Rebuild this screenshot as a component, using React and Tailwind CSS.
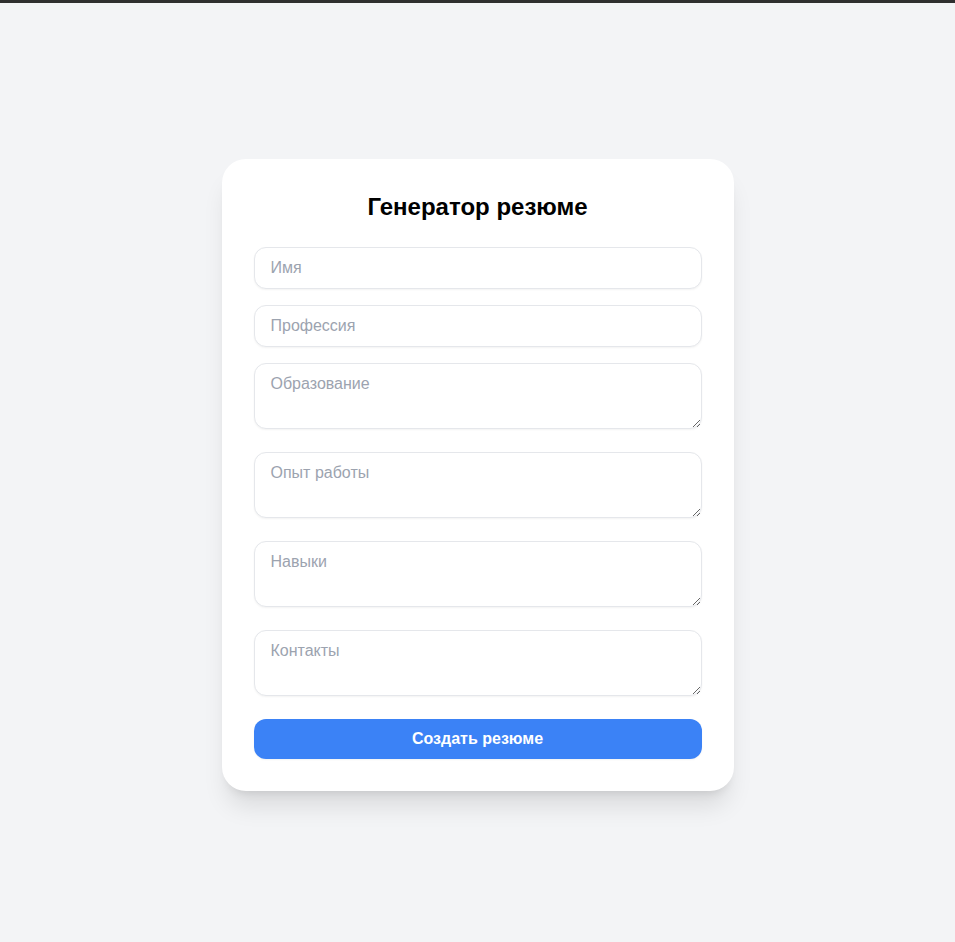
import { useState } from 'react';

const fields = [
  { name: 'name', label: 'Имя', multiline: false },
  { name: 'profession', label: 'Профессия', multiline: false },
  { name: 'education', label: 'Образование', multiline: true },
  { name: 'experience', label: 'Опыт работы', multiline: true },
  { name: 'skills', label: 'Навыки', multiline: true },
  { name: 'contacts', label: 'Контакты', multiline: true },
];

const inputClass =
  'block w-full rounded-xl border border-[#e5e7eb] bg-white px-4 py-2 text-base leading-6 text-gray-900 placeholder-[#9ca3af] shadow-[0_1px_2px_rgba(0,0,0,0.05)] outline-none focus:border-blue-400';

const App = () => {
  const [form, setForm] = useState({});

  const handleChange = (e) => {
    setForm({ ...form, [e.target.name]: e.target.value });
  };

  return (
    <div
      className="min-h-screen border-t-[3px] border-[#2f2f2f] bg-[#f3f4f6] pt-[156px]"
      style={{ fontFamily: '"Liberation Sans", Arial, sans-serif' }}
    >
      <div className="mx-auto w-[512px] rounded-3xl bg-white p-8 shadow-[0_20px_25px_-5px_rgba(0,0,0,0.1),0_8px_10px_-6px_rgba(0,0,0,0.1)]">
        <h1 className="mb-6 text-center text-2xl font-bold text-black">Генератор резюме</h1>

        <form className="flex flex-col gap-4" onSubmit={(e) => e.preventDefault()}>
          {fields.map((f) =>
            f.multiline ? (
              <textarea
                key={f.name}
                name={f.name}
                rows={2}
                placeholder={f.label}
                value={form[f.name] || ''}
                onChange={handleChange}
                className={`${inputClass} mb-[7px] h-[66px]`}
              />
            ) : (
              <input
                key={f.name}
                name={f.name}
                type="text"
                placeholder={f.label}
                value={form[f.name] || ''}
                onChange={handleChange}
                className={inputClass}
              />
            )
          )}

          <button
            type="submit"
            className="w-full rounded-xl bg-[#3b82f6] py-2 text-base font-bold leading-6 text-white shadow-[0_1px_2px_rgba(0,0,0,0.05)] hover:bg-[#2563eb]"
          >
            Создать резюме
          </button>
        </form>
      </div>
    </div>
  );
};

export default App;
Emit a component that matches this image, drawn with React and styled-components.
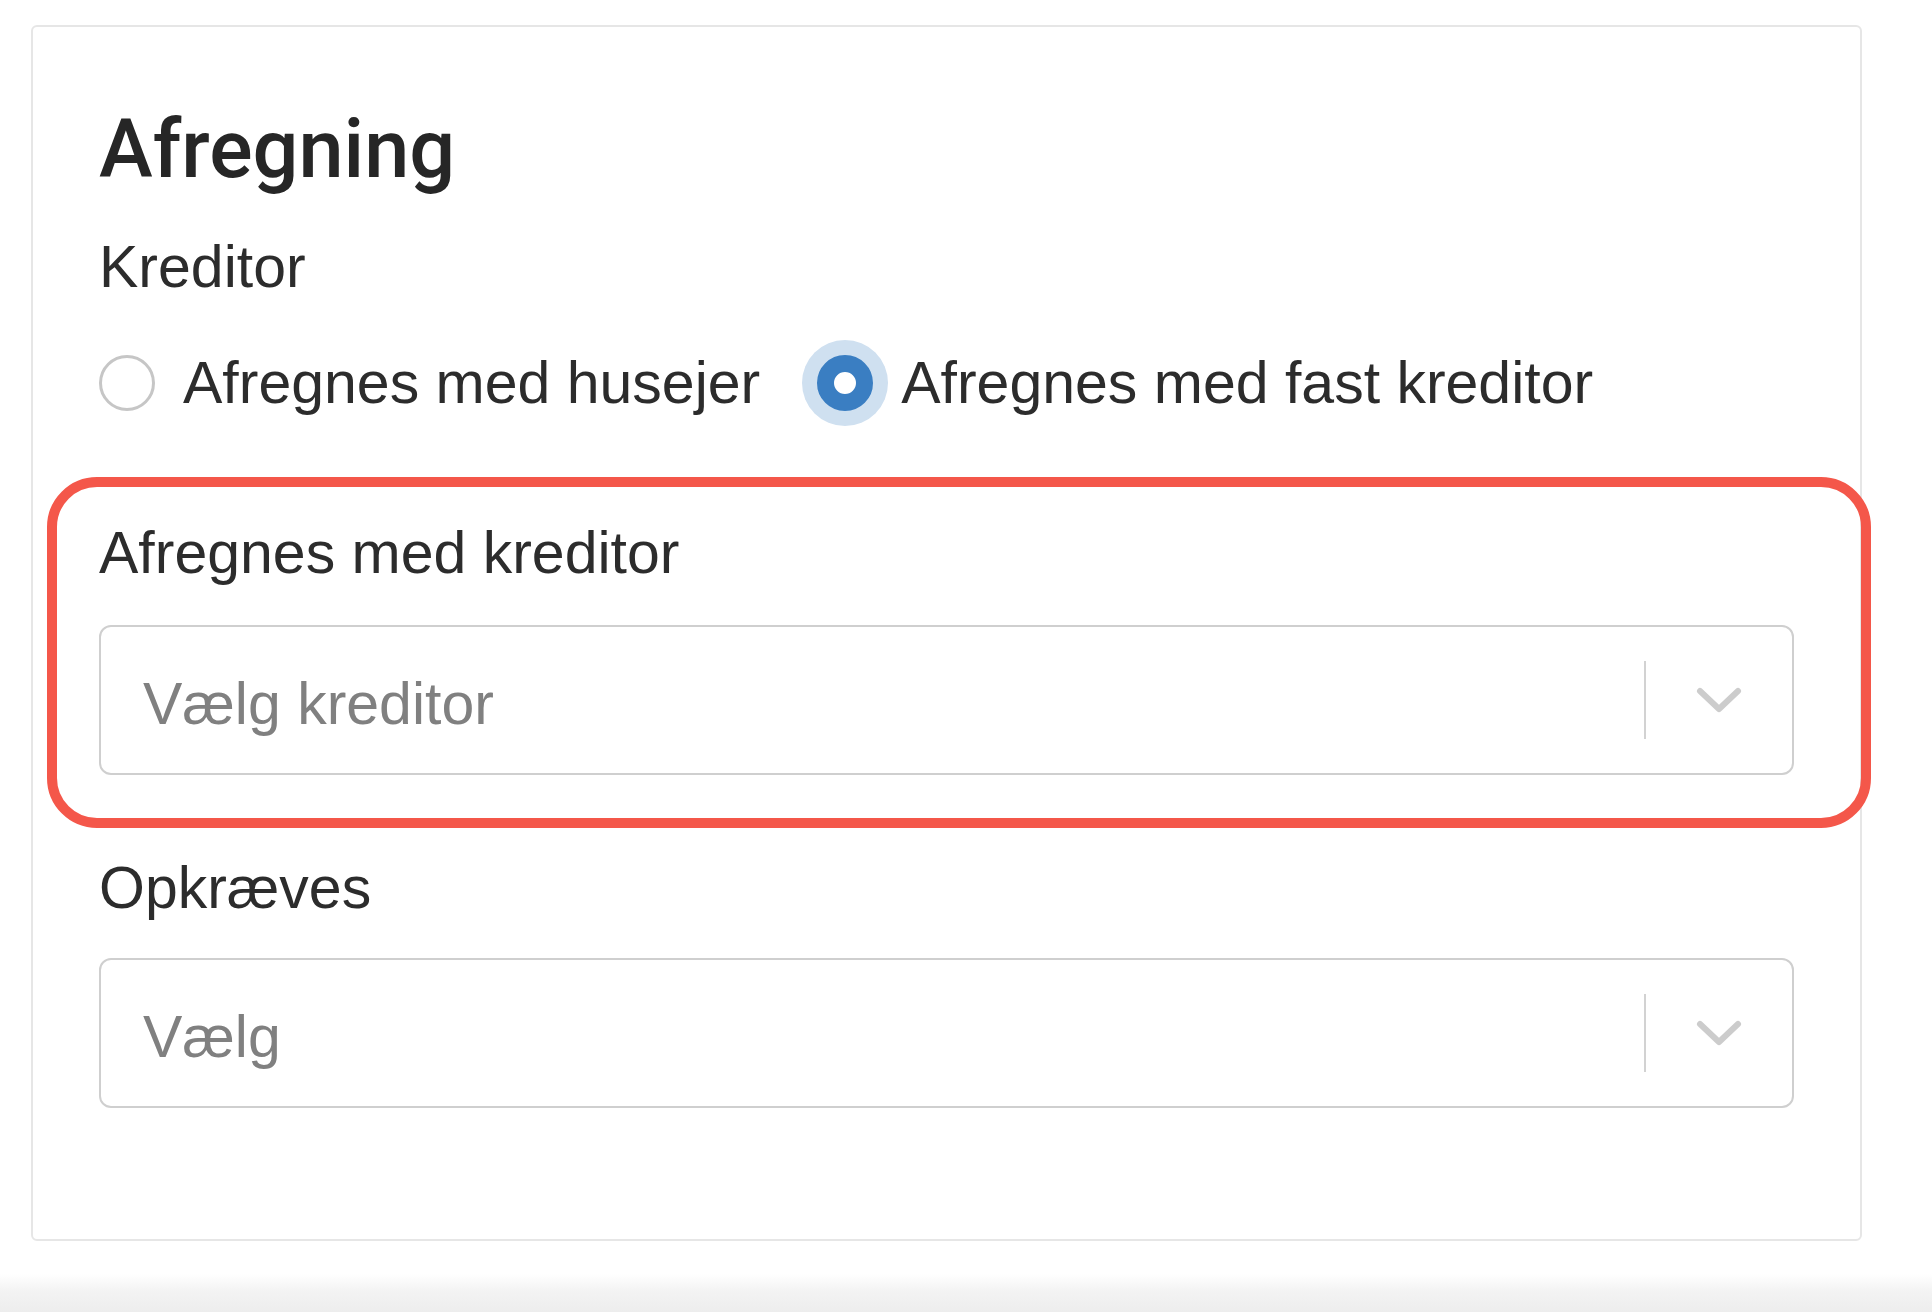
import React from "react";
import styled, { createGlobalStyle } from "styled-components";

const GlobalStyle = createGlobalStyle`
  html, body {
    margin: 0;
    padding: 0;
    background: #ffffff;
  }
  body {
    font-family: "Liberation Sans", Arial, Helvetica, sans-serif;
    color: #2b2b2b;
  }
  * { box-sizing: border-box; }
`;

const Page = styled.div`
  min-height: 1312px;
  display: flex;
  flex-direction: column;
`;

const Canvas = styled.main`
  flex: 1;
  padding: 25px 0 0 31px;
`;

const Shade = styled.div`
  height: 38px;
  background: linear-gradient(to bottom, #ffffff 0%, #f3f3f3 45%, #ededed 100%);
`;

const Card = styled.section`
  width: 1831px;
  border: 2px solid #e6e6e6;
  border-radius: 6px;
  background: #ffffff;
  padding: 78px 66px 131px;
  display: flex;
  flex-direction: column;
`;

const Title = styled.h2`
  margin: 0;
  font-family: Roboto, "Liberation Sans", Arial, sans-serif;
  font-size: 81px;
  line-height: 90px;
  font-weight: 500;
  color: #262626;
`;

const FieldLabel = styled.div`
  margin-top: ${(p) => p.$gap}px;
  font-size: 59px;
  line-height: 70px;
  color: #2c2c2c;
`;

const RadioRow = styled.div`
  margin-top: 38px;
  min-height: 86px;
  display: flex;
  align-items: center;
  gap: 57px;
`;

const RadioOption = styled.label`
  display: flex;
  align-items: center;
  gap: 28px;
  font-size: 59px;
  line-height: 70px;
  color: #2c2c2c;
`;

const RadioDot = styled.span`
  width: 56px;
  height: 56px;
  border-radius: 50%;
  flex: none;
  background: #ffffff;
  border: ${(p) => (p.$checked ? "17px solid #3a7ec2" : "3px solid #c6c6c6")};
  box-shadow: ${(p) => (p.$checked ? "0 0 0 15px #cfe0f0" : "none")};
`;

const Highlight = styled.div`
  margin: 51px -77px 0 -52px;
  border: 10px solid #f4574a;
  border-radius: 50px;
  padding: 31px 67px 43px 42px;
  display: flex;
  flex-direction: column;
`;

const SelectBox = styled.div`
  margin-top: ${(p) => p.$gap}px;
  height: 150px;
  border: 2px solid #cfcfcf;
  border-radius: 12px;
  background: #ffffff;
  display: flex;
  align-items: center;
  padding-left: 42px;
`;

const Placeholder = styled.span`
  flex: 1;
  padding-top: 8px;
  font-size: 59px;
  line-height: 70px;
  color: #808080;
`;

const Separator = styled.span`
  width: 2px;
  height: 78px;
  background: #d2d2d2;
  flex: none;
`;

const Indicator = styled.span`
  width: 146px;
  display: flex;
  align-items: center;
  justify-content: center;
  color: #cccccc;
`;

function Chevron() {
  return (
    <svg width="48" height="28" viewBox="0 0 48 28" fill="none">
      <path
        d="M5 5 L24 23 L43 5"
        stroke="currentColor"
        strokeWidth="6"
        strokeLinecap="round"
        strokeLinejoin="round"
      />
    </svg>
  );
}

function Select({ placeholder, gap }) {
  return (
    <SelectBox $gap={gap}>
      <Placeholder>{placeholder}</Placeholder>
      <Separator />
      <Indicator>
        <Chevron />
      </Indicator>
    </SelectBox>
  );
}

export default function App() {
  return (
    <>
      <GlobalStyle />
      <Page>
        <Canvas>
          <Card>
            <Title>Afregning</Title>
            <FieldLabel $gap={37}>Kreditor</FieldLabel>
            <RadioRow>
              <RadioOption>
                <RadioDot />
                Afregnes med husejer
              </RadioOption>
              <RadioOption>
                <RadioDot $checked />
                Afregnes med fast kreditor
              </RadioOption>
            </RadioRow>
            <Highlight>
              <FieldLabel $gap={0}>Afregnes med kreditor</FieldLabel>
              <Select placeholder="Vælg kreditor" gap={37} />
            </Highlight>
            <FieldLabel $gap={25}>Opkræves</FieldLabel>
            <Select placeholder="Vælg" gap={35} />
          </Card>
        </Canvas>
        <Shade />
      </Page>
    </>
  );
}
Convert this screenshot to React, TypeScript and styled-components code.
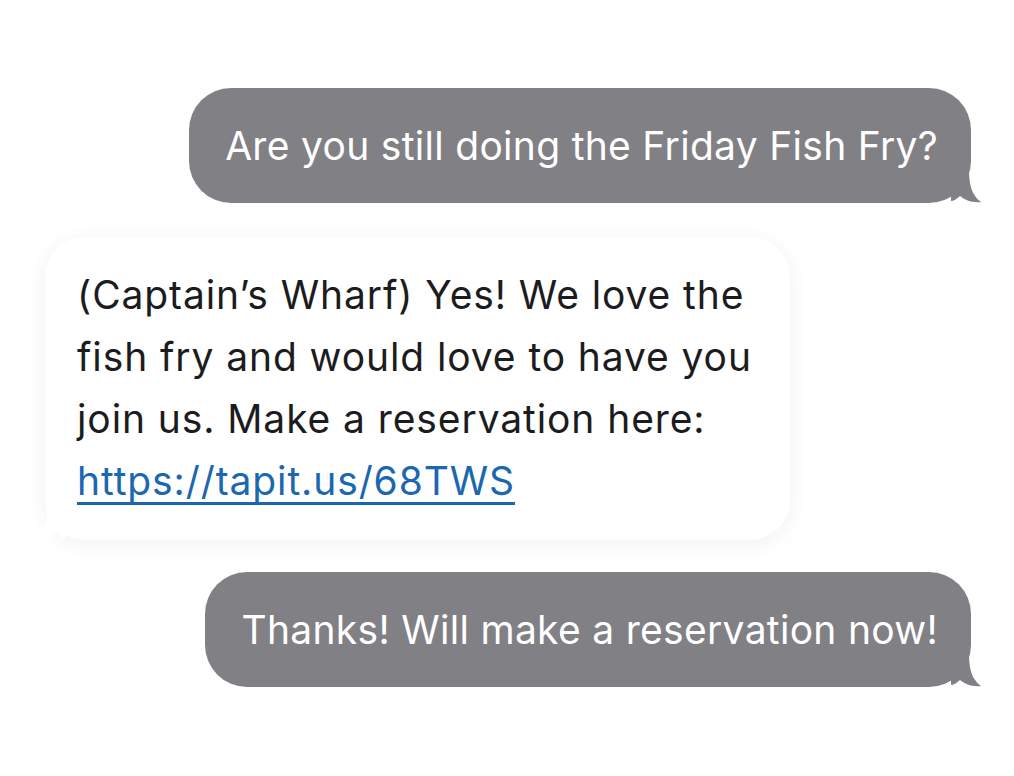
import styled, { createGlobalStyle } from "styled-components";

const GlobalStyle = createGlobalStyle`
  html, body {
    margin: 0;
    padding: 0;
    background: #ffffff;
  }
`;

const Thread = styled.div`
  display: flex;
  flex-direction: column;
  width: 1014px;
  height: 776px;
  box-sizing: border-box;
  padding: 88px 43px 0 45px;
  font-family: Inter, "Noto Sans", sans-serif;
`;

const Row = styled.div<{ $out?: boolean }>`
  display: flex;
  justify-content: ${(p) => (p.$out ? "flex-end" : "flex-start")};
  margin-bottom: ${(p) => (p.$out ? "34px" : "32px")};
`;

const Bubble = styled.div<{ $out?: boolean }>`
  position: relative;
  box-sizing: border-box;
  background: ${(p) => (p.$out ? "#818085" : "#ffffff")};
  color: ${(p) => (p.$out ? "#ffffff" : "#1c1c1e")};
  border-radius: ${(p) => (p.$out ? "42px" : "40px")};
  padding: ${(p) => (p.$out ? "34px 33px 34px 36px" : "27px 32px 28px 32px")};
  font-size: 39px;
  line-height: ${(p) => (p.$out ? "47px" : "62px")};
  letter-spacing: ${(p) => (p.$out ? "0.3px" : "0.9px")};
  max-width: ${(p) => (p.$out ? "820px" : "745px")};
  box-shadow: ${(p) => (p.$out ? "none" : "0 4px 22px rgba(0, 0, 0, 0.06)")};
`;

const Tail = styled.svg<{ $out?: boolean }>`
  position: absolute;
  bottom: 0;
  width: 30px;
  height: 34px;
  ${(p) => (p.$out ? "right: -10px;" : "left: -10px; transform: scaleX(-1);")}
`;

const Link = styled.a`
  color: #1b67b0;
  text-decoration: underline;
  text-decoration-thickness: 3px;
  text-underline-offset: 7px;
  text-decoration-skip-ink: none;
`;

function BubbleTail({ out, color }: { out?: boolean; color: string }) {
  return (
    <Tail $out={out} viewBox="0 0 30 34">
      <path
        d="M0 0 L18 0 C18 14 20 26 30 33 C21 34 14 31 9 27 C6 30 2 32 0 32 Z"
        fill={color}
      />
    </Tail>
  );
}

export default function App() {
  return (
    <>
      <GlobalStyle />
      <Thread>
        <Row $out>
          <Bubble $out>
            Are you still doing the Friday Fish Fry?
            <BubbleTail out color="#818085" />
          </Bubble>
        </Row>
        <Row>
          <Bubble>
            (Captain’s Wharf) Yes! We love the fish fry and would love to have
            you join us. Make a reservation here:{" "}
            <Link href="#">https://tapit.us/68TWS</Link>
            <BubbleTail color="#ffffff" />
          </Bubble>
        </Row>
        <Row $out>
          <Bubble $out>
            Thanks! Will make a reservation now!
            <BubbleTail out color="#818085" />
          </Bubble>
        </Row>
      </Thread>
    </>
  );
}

++++++++++++++++++++

- [Task description]
Gather every line from the listing above in which "components" appears, and copy those lines.

- [Task answer]
Emit a component that matches this image, drawn with React and styled-components.
import styled, { createGlobalStyle } from "styled-components";
Convert this screenshot to React, TypeScript and styled-components code.
import styled, { createGlobalStyle } from "styled-components";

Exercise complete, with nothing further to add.